▸ **Your task**
Identify each line in the records below that contains the word "this", and copy it.

▸ **Records for the exercise**
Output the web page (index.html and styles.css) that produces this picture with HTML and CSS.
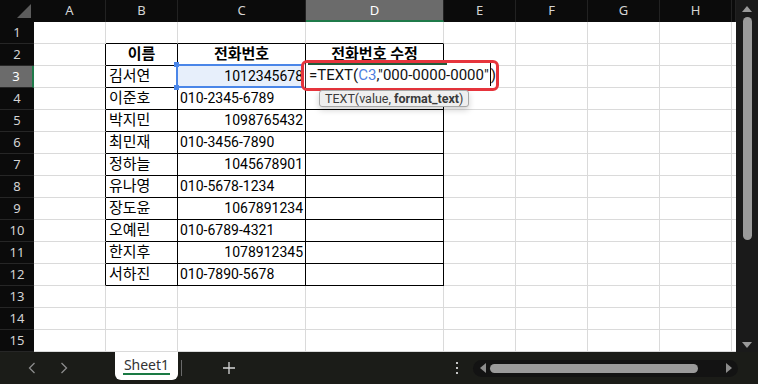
* * *
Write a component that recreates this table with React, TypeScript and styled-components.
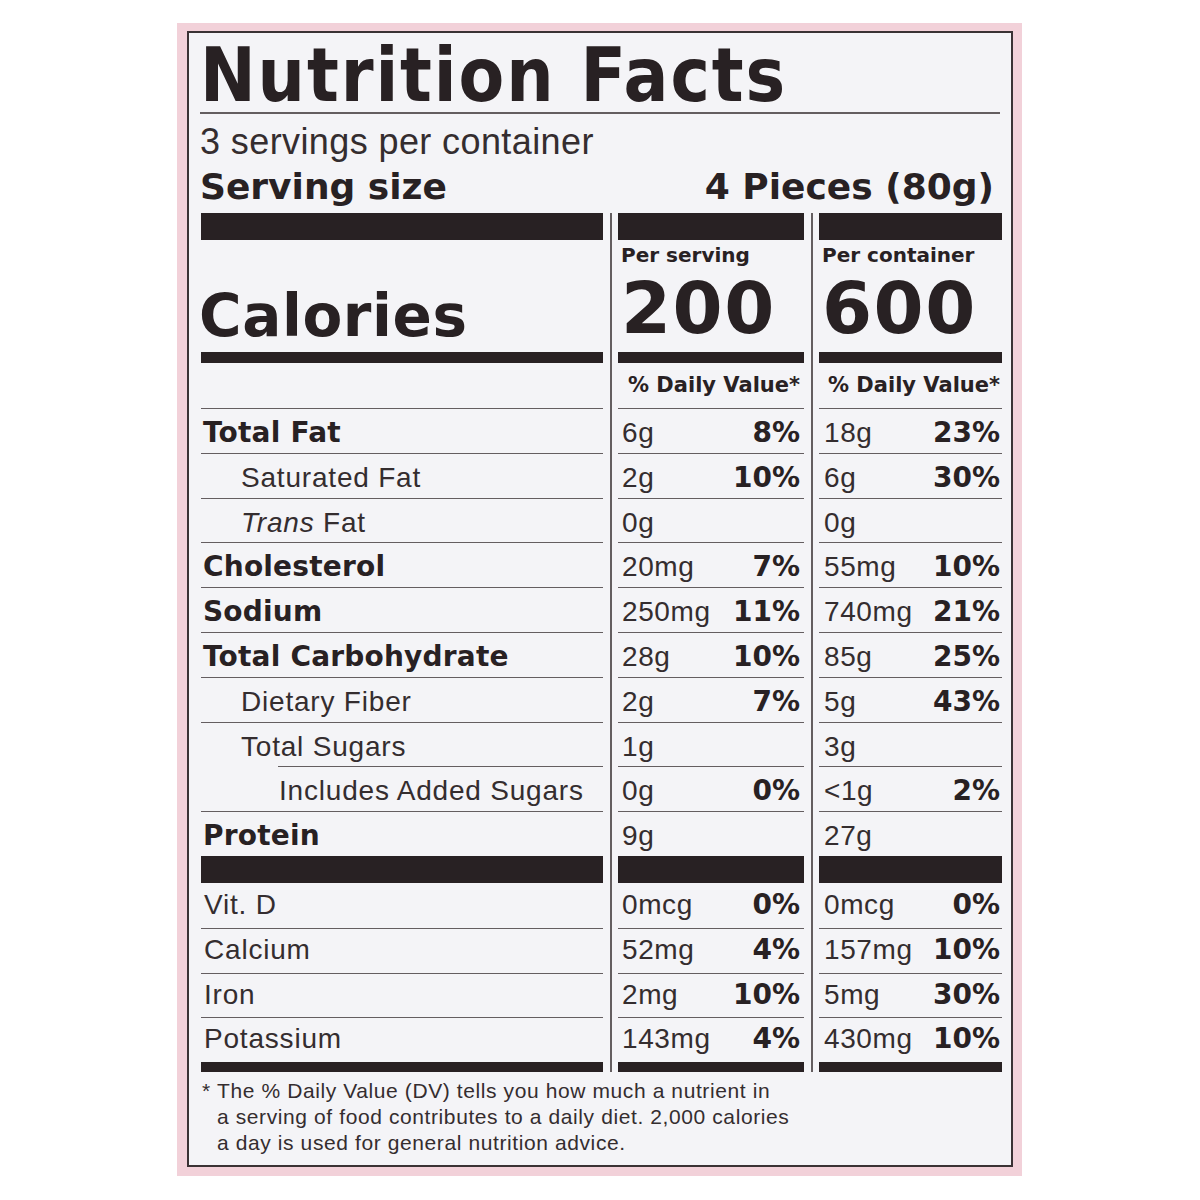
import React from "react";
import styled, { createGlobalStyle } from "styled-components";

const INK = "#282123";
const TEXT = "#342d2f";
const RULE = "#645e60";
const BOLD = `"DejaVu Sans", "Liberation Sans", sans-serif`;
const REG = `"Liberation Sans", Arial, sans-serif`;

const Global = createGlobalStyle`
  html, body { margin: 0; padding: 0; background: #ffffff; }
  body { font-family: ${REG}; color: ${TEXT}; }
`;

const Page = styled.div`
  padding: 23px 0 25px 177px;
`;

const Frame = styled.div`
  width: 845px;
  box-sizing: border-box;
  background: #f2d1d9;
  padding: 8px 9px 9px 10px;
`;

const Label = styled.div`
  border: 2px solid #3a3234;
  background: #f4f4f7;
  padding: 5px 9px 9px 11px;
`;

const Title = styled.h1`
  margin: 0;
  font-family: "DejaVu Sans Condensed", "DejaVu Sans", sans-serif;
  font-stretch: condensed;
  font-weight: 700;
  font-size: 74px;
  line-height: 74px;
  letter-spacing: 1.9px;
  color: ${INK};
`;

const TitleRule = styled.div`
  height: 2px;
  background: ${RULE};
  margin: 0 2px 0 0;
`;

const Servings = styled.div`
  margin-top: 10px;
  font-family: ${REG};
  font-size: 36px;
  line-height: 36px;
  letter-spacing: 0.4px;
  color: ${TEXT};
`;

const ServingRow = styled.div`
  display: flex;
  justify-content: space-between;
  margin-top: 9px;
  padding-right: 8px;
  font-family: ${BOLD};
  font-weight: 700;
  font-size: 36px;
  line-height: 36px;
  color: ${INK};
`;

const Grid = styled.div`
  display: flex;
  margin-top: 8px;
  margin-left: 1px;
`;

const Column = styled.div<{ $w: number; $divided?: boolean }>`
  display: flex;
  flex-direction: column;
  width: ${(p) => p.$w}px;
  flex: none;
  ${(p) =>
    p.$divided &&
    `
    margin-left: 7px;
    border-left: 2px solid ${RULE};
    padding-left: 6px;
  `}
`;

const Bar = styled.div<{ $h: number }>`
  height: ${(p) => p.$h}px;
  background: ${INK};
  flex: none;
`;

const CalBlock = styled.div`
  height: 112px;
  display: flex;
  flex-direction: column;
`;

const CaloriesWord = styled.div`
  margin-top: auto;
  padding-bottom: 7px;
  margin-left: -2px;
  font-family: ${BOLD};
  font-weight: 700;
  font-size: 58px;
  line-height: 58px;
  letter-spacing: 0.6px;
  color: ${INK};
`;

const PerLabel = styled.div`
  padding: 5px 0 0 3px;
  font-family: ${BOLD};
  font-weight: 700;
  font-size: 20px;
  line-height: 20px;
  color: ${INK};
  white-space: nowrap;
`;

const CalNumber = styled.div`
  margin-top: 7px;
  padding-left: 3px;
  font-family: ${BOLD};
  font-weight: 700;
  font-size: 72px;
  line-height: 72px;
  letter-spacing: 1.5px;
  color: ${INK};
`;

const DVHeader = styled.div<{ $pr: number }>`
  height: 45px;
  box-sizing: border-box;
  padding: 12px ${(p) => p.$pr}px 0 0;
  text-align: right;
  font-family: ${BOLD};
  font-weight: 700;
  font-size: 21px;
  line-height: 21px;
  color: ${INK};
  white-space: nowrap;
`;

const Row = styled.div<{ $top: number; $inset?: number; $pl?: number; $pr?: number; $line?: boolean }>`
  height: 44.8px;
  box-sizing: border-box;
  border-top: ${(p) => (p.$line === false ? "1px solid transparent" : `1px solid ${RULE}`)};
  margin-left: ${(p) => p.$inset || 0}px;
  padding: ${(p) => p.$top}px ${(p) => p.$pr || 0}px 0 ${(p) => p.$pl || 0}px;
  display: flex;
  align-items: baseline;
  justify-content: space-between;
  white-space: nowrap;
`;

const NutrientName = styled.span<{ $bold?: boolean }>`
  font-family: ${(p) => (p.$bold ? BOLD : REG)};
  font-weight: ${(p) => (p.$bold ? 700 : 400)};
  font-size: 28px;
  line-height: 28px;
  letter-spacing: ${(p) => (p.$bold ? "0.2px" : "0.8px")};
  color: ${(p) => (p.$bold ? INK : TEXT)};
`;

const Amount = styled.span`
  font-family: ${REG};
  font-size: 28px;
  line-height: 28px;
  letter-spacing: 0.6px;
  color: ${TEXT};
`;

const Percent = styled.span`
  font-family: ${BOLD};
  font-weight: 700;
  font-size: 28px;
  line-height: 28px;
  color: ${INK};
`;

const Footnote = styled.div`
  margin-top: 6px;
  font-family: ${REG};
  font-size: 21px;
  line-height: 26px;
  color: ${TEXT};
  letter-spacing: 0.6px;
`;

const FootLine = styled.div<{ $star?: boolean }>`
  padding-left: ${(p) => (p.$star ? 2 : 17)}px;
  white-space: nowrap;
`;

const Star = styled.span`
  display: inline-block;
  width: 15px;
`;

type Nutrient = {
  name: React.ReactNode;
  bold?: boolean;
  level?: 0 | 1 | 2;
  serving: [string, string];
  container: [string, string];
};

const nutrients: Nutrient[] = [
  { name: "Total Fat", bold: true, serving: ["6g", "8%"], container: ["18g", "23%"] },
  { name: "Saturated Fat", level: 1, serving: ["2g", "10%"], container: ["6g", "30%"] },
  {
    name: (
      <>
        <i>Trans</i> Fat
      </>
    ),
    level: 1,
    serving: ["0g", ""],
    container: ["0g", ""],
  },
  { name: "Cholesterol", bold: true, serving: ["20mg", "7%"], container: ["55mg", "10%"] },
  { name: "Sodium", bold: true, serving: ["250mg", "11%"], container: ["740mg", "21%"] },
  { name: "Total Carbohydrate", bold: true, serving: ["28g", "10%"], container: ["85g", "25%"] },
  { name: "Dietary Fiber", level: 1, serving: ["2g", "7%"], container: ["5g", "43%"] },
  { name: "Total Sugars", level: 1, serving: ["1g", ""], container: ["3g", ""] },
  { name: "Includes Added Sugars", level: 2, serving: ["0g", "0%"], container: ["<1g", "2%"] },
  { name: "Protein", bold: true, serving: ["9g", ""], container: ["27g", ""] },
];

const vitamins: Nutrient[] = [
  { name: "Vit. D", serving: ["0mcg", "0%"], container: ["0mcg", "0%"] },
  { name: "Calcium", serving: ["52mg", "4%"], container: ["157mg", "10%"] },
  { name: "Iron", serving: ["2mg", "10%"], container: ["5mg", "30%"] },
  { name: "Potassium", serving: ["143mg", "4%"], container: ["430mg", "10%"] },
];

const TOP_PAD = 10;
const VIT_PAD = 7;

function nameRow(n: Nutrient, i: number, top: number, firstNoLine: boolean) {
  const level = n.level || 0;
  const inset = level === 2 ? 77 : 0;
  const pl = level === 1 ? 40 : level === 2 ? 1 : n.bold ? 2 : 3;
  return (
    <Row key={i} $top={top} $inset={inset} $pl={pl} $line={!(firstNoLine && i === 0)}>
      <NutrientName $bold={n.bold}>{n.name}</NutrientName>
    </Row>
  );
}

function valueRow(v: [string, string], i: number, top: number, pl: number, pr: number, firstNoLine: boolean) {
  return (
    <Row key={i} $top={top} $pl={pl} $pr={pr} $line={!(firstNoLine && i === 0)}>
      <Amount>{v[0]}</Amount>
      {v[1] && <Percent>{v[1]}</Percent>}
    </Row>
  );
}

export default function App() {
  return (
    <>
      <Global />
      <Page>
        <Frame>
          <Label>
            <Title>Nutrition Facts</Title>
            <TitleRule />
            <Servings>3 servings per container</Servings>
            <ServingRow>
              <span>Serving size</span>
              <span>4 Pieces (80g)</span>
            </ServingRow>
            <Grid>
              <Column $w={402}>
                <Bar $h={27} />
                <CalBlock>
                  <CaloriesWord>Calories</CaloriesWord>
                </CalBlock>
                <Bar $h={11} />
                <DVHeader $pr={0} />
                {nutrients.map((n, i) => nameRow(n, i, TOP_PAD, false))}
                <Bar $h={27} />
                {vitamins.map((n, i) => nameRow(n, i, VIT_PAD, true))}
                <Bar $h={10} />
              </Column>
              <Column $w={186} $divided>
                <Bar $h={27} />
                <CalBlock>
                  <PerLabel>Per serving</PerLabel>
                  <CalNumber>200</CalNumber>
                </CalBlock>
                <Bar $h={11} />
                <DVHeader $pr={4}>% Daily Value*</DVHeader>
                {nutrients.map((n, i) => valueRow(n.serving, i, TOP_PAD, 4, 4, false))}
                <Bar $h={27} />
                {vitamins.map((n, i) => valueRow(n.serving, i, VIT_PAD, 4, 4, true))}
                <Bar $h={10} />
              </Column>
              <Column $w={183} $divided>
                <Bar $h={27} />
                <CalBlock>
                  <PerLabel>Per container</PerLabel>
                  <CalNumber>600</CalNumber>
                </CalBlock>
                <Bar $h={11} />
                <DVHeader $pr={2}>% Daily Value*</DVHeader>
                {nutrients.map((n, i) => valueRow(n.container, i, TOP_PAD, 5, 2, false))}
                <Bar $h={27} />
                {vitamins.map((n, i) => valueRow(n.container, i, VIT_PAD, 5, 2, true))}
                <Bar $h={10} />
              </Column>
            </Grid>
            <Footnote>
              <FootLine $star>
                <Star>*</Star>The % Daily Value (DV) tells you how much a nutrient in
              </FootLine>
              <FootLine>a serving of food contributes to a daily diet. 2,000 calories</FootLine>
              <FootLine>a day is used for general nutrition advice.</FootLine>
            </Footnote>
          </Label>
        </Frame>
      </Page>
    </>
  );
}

▸ **Written response**
Output the web page (index.html and styles.css) that produces this picture with HTML and CSS.
Write a component that recreates this table with React, TypeScript and styled-components.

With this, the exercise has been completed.